Leggere queste pagine in questi anni in cui siamo al capezzale dei sindacati fa uno strano effetto. Certo l’impoverimento e la perdita dei privilegi ottenuti in passato è evidente come è ancora più triste il fatto che ora il lavoratore non ha più possibilità di puntare i piedi ma deve sacrificarsi per far campare la fabbrica. Nel romanzo c’è un diverso fermento, e la condizione operaia è terribile ma contiene delle possibilità di miglioramento. Le pagine che parlano di Lila sono le migliori come se Elena riuscisse a sentire la vita e le cose soprattutto attraverso la pelle dell’amica. Nello strano rapporto comunque c’è una componente di affetto che è evidente dal calore e dalla partecipazione di queste pagine. Poi Elena si ritrova moglie di Airota, un intellettuale con idee non così innovative e coraggiose. Airota pur nella sua mentalità laica e sinistroide ha dei valori come la famiglia, il rispetto, la lealtà, una diffidenza verso la violenza che gli vengono rimproverate da moglie e colleghi, come se fosse un residuo poco ripulito della vecchia mentalità DC. A me Pietro piace, e anche sua madre Adele e sua sorella, li trovo onesti.
Invece interessante e terribile è la mentalità degli ambienti intellettuali del tempo: la vicinanza con la mentalità delle br, l’idea che l’intellettuale coraggioso debba spingersi oltre ogni limite, e terribile è soprattutto il fatto che dietro queste discussioni e ideologie non c’è quasi mai l’uomo o un senso di solidarietà ma una potente volontà di autoaffermazione. In un certo senso il mondo degli intellettuali fa rimpiangere i Solara. Michele Solara fa per mentalità mafiosa, alla luce del sole, quello che gli altri fanno sotto il mantello “etico” dell’ideologia. Ma che differenza c’è? In un certo senso è come se all’uomo fosse impossibile uscire dal rione perché c’è sempre un altro rione.

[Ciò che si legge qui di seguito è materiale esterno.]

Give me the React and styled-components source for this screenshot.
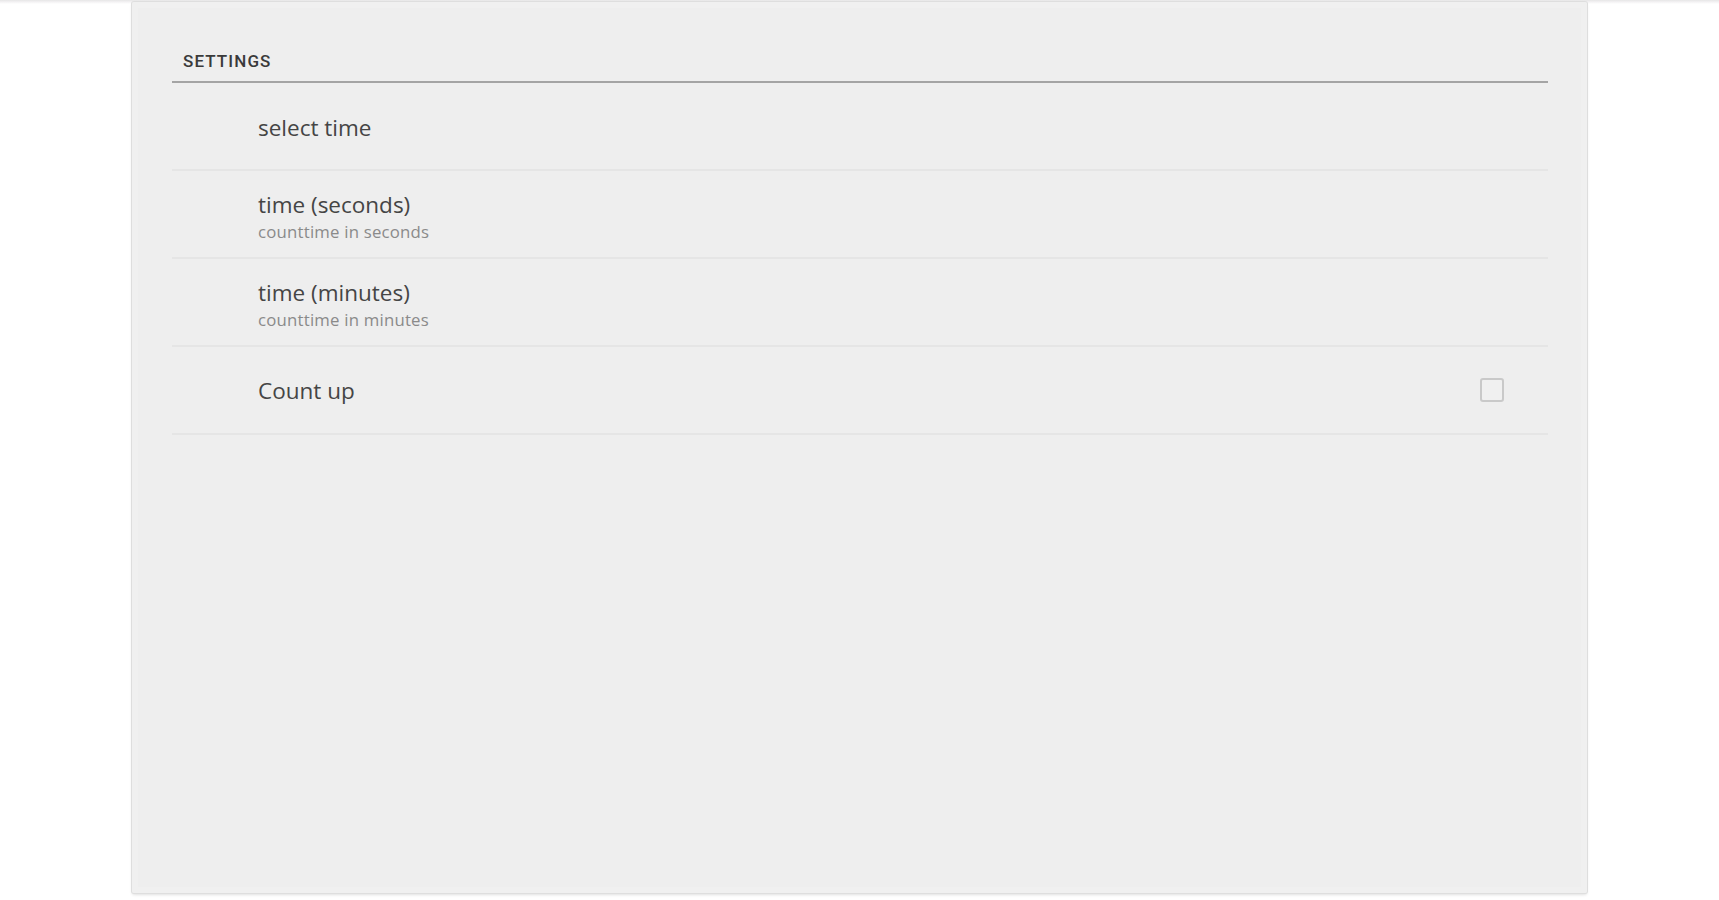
import React from "react";
import styled, { createGlobalStyle } from "styled-components";

const Global = createGlobalStyle`
  html, body { margin: 0; padding: 0; background: #ffffff; }
  body { font-family: "Open Sans", Roboto, "Liberation Sans", sans-serif; }
  * { box-sizing: border-box; }
`;

const Page = styled.div`
  width: 1719px;
  height: 900px;
  overflow: hidden;
  display: flex;
  justify-content: center;
  padding-top: 2px;
  background: linear-gradient(#e6e6e6 0, #f4f2f4 2px, #ffffff 4px);
`;

const Panel = styled.div`
  width: 1455px;
  height: 891px;
  background: #eeeeee;
  border-radius: 2px;
  box-shadow: 0 0 0 1px #dedede, 0 2px 3px rgba(0, 0, 0, 0.12), inset 0 0 0 6px #f0f0f0;
  padding: 48px 39px 0 40px;
  display: flex;
  flex-direction: column;
`;

const CategoryTitle = styled.div`
  font-family: Roboto, "Open Sans", sans-serif;
  font-size: 17px;
  font-weight: 500;
  letter-spacing: 1.1px;
  color: #3a3a3a;
  text-transform: uppercase;
  padding: 0 0 9px 11px;
  line-height: 22px;
  border-bottom: 2px solid #a4a4a4;
`;

const Row = styled.div`
  height: 88px;
  display: flex;
  align-items: center;
  padding-left: 86px;
  padding-right: 44px;
  border-bottom: 2px solid #e5e5e5;
`;

const Texts = styled.div`
  flex: 1;
  display: flex;
  flex-direction: column;
  justify-content: center;
  padding-top: ${(p) => p.$offset}px;
`;

const Title = styled.div`
  font-size: 22.5px;
  color: #454545;
  line-height: 26px;
`;

const Summary = styled.div`
  font-size: 16.8px;
  letter-spacing: 0.2px;
  color: #8a8a8a;
  line-height: 20px;
  margin-top: 4px;
`;

const Checkbox = styled.div`
  width: 24px;
  height: 24px;
  border: 2px solid #c9c9c9;
  border-radius: 3px;
  background: #f0f0f0;
`;

const items = [
  { title: "select time", offset: 4 },
  { title: "time (seconds)", summary: "counttime in seconds", offset: 6 },
  { title: "time (minutes)", summary: "counttime in minutes", offset: 6 },
  { title: "Count up", checkbox: true, offset: 2 },
];

export default function App() {
  return (
    <>
      <Global />
      <Page>
        <Panel>
          <CategoryTitle>Settings</CategoryTitle>
          {items.map((it) => (
            <Row key={it.title}>
              <Texts $offset={it.offset}>
                <Title>{it.title}</Title>
                {it.summary && <Summary>{it.summary}</Summary>}
              </Texts>
              {it.checkbox && <Checkbox />}
            </Row>
          ))}
        </Panel>
      </Page>
    </>
  );
}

E’ bello il modo affettuoso con cui sono descritti tutti gli amici del rione nei loro simpatici difetti, nel loro dire le cose che pensano schiettamente. E’ come se a Elena pesasse il mondo degli intellettuali e rimpiangesse l’immediatezza, la franchezza dell’altro mondo pur nella sua grettezza e nelle sue passioni a volte meschine e mal mascherate. E’ la simpatia che fa il bambino rispetto all’adulto.
Curioso il secondo romanzo di Elena sulla donna creata dai maschi. Immaginando Elena Ferrante uomo, mi pare che se la rida sotto i baffi. In ogni caso la donna come la presenta Elena, la donna emancipata e liberata assomiglia pure a un uomo. E se Elena condanna la donna dell’immaginario di un Airota, tutta casa, marito e figli, anche la donna dell’immaginario Ferrante ha qualcosa che non va e assomiglia alla donna dell’immaginario della nostra società che trova spazio solo se ha pretese da uomo per carriera e ambizione, se è più cattiva di un uomo, se è disposta a sacrificare tempo, affetti, famiglia, figli alla carriera. Oggi, la donna che vuole fare figli dopo anni di lotte sindacali ancora non fa carriera se è nel pubblico e viene licenziata se è nel privato, nonostante la società sia a rischio di implosione per il calo demografico: uno strano caso di schizofrenia sociale. Nella parte finale mi pare che Elena non abbia troppa simpatia per il suo personaggio. Non c’è molta simpatia quando si descrive, mentre c’è quando descrive Lila che è sempre a colori. Pur arrivando davanti all’amica sempre e in tutto, mi pare che la guardi con rimpianto oltre che con diffidenza. Secondo me rimpiange un diverso tipo di rapporto che non è riuscita a impostare con lei, che non contenesse tante paure e rivalità.